- _What you need to do_
What are the lines from the one with "Clone this screenshot" through the one with "const grayText = '#A5A4A9';", inclusive? Output them exactly, and leave out the pictures.

- _Dataset entries_
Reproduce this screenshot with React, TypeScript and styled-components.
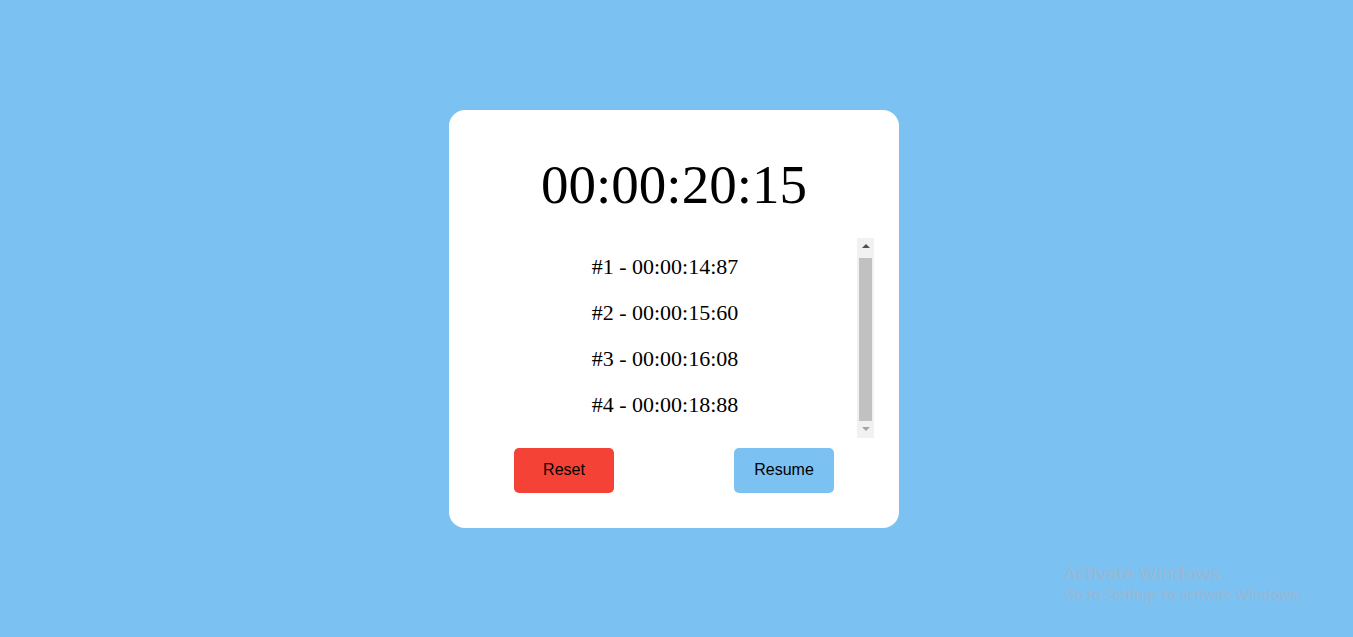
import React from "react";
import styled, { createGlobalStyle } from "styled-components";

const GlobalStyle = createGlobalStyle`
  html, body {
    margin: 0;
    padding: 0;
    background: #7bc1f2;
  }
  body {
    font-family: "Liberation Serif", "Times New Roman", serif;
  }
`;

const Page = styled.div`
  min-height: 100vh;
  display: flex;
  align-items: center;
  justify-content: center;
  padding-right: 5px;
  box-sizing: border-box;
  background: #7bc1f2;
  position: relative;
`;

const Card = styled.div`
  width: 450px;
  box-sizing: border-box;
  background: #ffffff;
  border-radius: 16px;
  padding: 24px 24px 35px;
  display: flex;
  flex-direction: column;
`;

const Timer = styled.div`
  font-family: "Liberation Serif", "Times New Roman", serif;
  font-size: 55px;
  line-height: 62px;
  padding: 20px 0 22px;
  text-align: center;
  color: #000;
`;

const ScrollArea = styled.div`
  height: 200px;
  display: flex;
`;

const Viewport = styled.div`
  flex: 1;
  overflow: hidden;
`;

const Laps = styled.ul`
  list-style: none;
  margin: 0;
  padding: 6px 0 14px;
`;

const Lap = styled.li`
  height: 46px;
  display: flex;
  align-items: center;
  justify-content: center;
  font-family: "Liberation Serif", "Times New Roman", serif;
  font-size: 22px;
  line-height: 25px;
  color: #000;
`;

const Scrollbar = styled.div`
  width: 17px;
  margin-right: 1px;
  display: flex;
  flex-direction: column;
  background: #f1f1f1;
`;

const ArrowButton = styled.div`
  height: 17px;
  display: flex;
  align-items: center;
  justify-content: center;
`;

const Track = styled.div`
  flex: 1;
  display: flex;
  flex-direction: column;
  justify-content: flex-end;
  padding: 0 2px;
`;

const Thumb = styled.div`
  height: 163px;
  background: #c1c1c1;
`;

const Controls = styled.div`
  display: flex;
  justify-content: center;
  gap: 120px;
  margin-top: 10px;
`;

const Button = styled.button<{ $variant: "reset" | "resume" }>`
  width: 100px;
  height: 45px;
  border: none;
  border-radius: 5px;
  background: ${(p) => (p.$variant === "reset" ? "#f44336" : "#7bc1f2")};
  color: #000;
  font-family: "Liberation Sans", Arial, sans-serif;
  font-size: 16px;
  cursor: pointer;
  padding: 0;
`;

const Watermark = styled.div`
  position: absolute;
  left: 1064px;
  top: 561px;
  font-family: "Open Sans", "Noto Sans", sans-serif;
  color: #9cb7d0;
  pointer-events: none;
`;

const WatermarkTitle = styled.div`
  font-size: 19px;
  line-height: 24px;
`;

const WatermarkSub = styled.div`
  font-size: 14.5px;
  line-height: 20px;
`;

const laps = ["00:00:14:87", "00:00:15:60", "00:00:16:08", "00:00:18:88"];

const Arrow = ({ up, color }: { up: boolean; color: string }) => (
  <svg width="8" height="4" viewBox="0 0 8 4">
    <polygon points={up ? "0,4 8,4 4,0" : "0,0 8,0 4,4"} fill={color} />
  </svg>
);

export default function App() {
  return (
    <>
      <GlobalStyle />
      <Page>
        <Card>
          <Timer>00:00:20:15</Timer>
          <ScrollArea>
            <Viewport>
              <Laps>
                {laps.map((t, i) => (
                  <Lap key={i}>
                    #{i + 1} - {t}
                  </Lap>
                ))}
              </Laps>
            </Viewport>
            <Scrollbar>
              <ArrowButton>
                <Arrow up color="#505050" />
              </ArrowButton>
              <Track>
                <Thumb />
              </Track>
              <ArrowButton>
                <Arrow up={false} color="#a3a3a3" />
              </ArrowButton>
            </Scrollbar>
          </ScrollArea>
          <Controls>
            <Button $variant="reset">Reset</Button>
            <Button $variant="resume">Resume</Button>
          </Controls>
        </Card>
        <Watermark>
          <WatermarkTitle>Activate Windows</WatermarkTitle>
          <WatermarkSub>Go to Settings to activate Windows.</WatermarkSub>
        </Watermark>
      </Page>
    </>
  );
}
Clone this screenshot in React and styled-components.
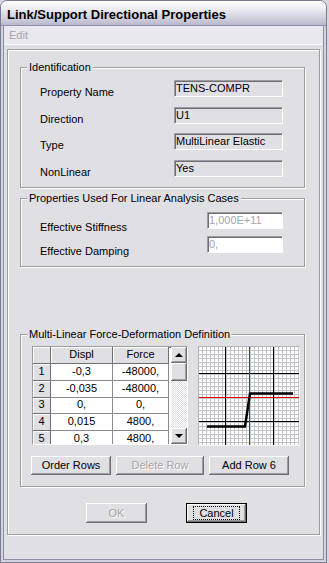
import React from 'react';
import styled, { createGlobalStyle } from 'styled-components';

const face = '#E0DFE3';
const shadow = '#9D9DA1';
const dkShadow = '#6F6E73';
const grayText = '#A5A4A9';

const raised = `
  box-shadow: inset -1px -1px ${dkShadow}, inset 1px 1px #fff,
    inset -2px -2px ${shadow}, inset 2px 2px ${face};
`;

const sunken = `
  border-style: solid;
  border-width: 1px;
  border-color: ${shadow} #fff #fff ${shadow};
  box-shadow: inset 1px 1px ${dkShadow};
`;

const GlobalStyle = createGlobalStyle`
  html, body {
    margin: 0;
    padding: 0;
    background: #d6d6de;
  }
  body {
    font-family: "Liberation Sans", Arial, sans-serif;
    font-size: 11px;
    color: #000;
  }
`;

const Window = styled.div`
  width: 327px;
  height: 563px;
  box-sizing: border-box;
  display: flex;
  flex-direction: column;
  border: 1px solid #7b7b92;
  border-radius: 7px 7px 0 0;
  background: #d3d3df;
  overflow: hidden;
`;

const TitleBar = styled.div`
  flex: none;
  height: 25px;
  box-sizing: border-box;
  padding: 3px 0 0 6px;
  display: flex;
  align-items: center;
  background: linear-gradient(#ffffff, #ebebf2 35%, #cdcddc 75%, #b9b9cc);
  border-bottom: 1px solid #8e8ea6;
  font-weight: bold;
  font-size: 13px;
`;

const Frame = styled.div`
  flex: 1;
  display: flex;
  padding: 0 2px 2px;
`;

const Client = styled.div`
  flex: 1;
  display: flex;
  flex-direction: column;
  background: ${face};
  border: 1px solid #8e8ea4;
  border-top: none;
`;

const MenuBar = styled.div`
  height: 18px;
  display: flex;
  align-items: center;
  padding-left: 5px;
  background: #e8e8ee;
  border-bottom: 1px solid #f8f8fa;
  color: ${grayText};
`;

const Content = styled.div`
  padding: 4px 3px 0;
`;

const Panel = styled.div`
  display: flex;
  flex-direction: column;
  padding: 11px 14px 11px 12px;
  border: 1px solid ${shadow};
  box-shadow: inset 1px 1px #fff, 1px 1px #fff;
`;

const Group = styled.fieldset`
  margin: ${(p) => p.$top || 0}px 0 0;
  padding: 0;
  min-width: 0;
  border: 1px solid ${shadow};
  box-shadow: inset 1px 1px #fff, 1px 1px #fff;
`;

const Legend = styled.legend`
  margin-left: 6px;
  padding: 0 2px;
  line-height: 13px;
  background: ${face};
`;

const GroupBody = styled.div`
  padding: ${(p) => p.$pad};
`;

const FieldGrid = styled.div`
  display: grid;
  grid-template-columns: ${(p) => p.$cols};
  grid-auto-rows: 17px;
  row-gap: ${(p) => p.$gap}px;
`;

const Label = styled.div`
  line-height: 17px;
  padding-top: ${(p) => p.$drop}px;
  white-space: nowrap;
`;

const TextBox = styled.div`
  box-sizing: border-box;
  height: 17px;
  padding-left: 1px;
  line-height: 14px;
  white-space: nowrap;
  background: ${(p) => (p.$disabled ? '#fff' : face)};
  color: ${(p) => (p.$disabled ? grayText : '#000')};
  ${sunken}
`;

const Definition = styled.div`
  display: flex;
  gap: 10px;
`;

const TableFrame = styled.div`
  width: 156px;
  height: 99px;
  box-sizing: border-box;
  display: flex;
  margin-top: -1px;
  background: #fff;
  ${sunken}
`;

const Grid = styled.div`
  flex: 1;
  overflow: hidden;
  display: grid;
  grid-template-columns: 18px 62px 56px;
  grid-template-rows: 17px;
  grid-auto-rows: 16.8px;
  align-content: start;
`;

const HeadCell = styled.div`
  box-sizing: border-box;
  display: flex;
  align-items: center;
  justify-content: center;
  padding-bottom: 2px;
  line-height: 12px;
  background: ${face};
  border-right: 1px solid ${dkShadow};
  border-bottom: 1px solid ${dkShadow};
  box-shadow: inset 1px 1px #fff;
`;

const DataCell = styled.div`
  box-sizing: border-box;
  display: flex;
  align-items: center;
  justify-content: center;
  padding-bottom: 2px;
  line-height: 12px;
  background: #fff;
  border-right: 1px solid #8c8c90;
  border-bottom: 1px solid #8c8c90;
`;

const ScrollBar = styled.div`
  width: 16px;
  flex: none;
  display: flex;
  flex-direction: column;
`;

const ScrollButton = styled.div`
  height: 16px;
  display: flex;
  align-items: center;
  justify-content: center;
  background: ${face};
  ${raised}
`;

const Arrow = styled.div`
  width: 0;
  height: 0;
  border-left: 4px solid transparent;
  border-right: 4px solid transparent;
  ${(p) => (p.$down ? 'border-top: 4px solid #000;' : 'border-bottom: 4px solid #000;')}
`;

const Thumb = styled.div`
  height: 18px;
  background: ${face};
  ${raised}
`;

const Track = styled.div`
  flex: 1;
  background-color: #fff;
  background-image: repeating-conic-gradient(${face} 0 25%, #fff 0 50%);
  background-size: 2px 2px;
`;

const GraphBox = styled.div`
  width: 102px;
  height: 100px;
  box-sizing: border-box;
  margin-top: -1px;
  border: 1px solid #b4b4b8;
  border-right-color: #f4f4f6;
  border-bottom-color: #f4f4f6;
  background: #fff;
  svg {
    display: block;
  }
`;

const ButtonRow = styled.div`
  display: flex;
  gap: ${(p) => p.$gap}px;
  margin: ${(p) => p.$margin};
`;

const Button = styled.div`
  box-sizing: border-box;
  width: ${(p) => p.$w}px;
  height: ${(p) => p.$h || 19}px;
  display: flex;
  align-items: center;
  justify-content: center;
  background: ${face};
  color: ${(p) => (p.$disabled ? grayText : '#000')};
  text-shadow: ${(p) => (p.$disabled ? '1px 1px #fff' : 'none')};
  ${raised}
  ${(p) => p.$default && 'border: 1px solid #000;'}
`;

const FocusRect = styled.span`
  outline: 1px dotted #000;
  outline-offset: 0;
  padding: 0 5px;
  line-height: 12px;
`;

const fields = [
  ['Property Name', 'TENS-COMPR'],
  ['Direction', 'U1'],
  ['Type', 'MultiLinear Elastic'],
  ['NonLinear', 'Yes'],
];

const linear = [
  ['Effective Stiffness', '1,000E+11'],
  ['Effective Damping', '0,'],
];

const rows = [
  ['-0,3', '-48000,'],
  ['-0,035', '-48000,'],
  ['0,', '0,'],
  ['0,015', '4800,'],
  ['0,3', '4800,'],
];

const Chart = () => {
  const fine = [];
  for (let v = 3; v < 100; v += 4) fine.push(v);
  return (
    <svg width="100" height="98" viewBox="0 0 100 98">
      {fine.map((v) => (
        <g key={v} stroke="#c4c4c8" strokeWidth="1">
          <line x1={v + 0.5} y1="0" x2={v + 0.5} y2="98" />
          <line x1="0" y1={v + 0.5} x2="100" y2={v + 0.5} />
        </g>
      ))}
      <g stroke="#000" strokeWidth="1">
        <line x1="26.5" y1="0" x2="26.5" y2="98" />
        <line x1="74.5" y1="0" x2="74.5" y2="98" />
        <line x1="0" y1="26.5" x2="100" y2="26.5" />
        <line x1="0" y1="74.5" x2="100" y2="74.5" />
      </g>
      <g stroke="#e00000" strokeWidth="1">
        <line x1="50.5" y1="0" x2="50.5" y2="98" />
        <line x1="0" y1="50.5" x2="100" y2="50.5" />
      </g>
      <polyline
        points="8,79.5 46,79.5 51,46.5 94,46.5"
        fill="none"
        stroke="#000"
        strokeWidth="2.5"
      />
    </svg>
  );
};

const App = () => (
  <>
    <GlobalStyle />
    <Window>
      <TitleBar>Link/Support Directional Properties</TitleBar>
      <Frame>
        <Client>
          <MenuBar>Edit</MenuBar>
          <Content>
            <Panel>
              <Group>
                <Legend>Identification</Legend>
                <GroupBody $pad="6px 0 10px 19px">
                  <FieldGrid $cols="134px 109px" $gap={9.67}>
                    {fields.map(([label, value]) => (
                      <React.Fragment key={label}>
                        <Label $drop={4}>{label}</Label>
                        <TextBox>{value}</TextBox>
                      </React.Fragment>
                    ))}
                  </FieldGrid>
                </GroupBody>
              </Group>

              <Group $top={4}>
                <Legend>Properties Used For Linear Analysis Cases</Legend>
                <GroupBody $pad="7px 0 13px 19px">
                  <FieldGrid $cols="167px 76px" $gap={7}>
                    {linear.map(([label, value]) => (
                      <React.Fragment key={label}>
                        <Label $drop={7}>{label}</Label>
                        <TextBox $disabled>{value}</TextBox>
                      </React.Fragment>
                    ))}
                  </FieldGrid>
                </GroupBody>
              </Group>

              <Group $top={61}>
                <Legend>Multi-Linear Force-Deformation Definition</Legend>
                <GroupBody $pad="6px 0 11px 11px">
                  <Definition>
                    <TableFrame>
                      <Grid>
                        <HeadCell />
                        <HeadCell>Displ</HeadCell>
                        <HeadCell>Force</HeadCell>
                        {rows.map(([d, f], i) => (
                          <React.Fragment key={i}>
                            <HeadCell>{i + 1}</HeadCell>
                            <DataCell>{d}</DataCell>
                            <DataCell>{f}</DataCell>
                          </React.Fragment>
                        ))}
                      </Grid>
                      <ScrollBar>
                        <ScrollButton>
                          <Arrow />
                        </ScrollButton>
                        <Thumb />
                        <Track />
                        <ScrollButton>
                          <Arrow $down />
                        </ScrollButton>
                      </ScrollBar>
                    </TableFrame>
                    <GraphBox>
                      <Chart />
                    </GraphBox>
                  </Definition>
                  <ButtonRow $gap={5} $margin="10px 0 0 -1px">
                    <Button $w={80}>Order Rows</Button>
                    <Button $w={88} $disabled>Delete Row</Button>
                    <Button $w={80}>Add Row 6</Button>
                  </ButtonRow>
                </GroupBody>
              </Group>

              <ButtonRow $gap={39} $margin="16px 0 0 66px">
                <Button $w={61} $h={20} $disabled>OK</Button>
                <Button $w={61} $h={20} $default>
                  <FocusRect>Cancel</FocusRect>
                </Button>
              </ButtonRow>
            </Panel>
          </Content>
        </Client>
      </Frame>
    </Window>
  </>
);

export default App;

- _Solution to this problem_
Clone this screenshot in React and styled-components.
import React from 'react';
import styled, { createGlobalStyle } from 'styled-components';

const face = '#E0DFE3';
const shadow = '#9D9DA1';
const dkShadow = '#6F6E73';
const grayText = '#A5A4A9';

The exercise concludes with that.